Stated task: Tally the lines containing "index" and report the number alone.

The data:
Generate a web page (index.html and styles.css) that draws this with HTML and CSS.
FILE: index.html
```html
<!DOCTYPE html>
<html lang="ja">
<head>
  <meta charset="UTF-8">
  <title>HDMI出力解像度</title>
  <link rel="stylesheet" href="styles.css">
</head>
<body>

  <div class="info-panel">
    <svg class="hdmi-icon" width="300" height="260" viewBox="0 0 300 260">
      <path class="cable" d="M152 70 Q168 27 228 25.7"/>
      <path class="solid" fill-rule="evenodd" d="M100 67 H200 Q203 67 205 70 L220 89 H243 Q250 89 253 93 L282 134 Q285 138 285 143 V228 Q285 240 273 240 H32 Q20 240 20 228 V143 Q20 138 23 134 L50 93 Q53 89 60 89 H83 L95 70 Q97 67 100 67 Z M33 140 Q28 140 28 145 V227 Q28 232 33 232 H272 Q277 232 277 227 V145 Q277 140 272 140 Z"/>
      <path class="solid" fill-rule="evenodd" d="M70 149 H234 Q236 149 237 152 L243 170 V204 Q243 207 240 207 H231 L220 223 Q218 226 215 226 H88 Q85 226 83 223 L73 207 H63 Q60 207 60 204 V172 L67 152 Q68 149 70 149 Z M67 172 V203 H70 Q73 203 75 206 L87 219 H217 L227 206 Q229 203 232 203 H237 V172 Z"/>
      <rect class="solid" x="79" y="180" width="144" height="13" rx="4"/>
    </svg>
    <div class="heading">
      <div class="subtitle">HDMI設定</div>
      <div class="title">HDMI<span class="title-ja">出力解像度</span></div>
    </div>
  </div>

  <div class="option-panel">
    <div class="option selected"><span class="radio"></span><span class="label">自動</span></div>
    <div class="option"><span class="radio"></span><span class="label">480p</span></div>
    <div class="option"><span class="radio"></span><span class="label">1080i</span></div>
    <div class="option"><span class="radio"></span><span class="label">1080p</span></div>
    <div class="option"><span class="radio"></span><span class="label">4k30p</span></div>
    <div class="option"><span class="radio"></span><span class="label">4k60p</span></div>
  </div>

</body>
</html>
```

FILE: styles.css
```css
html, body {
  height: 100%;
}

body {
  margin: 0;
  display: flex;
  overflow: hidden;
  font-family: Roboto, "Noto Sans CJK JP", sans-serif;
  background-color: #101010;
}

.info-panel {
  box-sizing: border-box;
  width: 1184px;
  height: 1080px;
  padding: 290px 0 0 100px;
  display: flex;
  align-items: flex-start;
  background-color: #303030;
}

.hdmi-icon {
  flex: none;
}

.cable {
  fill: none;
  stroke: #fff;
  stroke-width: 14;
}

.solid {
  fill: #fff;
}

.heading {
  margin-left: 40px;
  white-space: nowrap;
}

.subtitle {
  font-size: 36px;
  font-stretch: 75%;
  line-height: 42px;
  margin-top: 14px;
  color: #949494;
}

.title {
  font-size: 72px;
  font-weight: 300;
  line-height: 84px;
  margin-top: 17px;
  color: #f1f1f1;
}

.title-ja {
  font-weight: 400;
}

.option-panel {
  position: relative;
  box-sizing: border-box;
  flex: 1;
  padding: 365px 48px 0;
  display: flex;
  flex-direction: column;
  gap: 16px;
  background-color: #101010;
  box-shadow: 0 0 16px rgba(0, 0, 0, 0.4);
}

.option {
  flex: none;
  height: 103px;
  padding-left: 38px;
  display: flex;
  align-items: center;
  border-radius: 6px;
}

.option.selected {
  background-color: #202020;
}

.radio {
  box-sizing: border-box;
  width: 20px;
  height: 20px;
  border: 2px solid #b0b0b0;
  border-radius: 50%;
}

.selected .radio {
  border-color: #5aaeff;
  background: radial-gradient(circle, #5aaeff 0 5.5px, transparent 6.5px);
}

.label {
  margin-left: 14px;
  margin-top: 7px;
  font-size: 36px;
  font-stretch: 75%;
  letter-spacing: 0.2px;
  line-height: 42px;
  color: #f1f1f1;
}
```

* * *

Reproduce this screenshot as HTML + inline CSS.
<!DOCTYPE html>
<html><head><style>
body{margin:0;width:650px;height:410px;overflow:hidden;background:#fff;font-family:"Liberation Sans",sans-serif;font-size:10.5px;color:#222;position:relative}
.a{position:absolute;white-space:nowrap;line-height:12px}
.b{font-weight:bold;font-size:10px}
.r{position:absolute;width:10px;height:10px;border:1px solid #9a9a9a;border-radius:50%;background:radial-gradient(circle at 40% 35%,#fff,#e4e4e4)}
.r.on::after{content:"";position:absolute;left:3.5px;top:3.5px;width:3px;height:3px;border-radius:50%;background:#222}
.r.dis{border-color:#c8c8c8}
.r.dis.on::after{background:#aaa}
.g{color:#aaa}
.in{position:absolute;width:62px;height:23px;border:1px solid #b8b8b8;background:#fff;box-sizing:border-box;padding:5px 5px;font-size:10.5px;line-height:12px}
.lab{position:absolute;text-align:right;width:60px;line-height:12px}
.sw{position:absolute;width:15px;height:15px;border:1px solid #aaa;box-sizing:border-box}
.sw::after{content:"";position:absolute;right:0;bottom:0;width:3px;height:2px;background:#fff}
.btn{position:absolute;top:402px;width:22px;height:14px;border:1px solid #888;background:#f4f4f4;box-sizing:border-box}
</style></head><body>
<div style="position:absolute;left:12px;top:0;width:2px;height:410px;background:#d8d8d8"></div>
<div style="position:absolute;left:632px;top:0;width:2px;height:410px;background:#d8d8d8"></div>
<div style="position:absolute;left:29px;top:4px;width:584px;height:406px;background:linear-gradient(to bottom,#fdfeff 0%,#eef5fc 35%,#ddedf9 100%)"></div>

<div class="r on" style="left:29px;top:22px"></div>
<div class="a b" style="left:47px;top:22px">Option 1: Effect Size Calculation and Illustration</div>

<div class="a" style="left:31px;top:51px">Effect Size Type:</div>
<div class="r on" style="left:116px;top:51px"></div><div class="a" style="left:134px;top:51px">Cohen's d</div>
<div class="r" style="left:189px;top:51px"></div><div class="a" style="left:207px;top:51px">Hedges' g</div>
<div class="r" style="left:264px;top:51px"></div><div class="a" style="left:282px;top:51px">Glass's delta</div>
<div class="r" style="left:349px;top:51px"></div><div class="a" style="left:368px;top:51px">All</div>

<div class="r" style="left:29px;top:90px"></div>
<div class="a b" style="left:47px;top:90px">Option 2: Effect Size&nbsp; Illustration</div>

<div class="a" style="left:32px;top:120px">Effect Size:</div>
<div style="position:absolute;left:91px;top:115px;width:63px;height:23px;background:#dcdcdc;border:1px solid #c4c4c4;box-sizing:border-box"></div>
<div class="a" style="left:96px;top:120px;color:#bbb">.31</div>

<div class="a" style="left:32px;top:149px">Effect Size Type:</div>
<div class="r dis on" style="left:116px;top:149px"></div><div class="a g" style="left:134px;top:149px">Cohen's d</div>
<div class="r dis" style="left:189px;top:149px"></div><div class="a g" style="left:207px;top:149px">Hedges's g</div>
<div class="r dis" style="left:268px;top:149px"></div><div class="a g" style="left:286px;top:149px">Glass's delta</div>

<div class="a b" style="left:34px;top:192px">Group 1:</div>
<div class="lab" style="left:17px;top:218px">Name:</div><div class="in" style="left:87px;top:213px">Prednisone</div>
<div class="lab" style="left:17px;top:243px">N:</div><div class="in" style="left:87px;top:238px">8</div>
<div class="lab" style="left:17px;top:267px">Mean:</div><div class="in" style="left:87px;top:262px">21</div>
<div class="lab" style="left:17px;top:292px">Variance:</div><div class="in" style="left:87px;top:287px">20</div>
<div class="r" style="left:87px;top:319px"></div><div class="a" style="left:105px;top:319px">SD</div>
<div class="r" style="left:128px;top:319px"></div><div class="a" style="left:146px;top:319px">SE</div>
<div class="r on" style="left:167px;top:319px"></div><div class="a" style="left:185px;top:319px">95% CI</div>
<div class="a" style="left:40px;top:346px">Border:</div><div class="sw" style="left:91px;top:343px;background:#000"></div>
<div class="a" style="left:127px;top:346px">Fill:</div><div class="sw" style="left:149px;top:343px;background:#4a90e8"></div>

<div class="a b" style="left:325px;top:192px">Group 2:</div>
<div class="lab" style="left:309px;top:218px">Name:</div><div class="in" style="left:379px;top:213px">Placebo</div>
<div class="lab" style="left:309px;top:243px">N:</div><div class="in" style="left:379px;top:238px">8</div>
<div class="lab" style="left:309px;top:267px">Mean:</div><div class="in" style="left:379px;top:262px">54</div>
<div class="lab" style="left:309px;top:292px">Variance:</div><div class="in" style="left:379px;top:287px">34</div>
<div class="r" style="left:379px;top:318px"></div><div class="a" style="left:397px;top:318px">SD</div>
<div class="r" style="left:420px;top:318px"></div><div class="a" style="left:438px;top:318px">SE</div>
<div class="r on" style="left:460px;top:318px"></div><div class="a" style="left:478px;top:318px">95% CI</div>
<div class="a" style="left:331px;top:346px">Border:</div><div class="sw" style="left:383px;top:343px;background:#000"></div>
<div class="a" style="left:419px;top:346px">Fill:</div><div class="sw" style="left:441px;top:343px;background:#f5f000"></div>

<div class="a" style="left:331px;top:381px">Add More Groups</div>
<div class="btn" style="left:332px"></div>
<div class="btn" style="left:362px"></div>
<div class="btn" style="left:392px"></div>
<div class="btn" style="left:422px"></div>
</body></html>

==

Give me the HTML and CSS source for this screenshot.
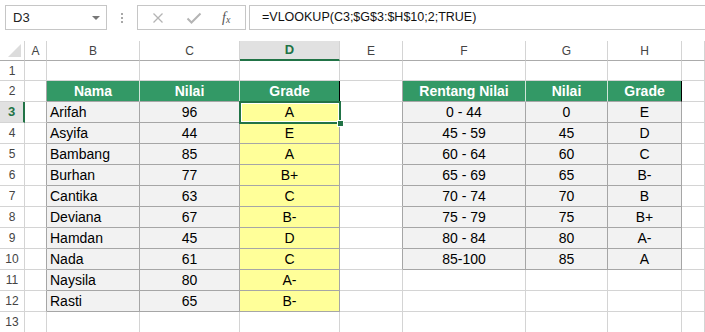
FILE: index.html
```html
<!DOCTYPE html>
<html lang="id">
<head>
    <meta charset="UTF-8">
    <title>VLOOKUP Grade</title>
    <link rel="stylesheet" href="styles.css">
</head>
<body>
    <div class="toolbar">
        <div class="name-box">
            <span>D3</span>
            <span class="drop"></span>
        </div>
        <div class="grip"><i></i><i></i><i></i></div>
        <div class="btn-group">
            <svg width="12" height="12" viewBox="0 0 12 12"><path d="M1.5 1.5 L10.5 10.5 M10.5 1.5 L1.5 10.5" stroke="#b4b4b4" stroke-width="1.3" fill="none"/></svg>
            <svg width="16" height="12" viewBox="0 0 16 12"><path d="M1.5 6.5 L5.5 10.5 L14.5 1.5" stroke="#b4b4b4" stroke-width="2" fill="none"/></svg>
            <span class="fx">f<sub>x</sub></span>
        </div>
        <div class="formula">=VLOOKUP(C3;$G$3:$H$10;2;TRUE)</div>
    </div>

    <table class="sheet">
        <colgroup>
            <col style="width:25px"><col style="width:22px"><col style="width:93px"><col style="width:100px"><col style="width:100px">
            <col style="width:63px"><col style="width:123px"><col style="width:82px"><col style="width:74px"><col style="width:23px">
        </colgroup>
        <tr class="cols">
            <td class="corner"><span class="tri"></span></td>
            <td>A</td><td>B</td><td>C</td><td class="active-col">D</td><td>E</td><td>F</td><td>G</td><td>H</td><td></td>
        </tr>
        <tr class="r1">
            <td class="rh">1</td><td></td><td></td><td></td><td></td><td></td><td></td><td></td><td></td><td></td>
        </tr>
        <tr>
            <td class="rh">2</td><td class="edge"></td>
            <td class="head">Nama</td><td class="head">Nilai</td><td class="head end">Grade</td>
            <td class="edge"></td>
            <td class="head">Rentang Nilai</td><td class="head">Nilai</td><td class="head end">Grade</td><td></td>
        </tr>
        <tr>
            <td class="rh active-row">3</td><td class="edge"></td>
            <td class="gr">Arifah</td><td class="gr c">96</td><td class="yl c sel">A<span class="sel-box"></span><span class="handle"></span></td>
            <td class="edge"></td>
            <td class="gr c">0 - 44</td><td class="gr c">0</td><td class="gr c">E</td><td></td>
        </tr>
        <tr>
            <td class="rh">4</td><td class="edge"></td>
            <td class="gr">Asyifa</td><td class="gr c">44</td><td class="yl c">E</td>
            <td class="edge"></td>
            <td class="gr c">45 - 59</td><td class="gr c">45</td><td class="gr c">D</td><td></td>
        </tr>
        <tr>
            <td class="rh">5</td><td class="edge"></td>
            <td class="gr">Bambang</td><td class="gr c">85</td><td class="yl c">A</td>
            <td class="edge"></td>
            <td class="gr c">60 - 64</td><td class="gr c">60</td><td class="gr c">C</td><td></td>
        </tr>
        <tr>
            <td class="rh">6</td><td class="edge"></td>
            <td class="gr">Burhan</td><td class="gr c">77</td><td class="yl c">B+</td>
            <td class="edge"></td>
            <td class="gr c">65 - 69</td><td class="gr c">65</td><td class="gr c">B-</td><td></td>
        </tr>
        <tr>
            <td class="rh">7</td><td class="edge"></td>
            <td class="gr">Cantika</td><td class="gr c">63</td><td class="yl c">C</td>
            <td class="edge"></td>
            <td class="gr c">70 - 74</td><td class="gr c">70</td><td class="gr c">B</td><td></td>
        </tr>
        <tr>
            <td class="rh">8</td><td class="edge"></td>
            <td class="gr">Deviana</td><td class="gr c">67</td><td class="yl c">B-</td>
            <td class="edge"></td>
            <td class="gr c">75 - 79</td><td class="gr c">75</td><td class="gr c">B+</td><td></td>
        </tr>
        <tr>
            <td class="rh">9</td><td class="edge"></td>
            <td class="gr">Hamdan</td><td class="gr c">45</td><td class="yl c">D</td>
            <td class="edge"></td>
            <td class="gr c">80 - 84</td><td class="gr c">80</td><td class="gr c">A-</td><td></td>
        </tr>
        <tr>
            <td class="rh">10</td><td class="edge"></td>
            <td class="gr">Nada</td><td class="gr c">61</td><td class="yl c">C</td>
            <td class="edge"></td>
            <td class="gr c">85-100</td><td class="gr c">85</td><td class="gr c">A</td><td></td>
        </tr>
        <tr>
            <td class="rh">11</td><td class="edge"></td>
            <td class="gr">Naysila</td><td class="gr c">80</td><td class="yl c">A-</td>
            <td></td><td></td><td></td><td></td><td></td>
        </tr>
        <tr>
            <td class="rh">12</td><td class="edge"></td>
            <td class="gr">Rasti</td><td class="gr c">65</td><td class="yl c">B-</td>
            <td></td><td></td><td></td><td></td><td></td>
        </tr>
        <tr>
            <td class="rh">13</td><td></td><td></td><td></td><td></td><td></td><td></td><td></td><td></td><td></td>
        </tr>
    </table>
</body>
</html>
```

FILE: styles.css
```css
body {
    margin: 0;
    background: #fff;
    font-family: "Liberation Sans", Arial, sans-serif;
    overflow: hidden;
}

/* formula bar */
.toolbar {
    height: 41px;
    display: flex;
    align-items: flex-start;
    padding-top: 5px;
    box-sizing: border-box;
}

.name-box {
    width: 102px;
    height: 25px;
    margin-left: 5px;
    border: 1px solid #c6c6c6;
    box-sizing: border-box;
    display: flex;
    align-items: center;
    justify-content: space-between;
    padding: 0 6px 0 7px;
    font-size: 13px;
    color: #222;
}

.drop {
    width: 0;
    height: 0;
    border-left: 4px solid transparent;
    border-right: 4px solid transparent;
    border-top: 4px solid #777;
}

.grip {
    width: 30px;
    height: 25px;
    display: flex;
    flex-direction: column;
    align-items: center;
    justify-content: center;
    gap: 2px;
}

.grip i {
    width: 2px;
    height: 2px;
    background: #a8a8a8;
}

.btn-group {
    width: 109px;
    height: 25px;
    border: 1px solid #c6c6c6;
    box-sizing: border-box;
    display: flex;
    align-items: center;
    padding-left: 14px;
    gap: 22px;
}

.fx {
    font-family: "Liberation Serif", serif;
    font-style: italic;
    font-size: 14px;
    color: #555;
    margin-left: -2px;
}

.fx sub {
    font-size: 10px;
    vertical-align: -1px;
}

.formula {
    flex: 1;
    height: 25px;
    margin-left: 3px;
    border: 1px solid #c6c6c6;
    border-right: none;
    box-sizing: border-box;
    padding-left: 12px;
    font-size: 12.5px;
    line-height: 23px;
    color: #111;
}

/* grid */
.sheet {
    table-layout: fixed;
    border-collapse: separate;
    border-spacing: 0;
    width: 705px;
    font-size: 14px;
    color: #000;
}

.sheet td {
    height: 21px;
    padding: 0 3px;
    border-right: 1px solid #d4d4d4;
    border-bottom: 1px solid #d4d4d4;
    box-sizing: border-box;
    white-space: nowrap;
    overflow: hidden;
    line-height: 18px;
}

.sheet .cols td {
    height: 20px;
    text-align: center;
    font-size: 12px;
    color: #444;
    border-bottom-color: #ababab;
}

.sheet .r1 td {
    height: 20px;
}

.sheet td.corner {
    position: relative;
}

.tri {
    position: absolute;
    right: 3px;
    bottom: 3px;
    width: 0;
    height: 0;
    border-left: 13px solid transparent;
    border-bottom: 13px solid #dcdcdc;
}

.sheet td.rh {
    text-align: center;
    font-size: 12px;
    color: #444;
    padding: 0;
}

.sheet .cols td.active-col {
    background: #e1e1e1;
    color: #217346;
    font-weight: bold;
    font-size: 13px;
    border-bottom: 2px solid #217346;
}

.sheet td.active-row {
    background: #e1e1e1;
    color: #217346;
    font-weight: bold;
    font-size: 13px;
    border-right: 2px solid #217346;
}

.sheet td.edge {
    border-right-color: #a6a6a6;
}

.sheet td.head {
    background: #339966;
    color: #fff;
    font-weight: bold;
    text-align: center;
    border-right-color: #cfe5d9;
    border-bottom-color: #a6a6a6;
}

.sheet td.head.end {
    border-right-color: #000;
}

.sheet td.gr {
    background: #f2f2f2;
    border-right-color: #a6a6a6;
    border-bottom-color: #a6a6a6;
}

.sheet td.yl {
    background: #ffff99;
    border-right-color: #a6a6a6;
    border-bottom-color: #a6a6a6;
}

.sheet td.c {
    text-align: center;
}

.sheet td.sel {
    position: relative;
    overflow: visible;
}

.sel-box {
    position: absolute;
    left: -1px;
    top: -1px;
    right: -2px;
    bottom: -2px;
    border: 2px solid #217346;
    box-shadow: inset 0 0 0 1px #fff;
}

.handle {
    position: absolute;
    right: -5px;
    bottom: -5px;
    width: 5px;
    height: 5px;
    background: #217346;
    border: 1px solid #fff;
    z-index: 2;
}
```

The reply: 4